Another (and better) method for importing Excel tabular data into MySQL

authored by Frank Lynam at 26/08/2013 13:14:12

About a week ago I wrote a post about how to go about importing Excel data into a MySQL database. In it I described how you would create an OpenOffice spreadsheet ODS file and then use the ‘Import’ feature of phpMyAdmin to do the conversion of this file into SQL commands that would be run behind the scenes to import the data. I thought that that was the solution to the problem but, unfortunately, I was wrong.

Having imported an Excel worksheet that had around 2,500 rows, I checked the first few row values against the MySQL records that were created and they all seemed to match up.
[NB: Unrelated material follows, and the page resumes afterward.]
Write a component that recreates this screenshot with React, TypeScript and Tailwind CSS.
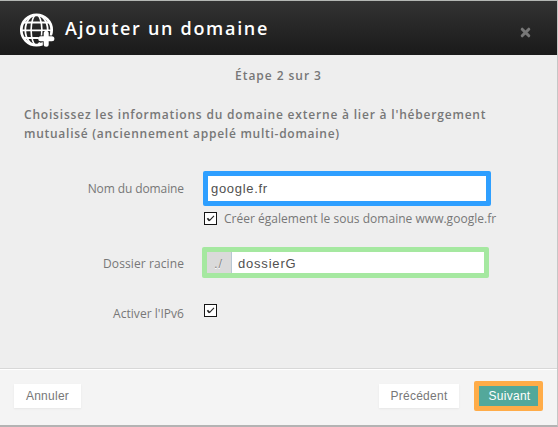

A couple of days later, however, I noticed that one of the entries had its values mixed up. What had been entered into one column in Excel was now appearing in another column in MySQL. I investigated this pretty thoroughly but couldn’t come up with any reason for this to be happening other than there being a bug in the ODS import method in phpMyAdmin. As I’ve got a decent amount of data and don’t have the time to go through all the MySQL rows to check that they matched up with the Excel source file, I decided that I needed to write my own VBA Excel to SQL command converter to be 100% sure that the data going in was correct.

The previous post used a similar method employed here to create SQL commands to create the table’s structure based on the structure of the Excel file. The following script assumes that the table structure is setup correctly. It loops through the Excel worksheet and adds a new entry for each row found.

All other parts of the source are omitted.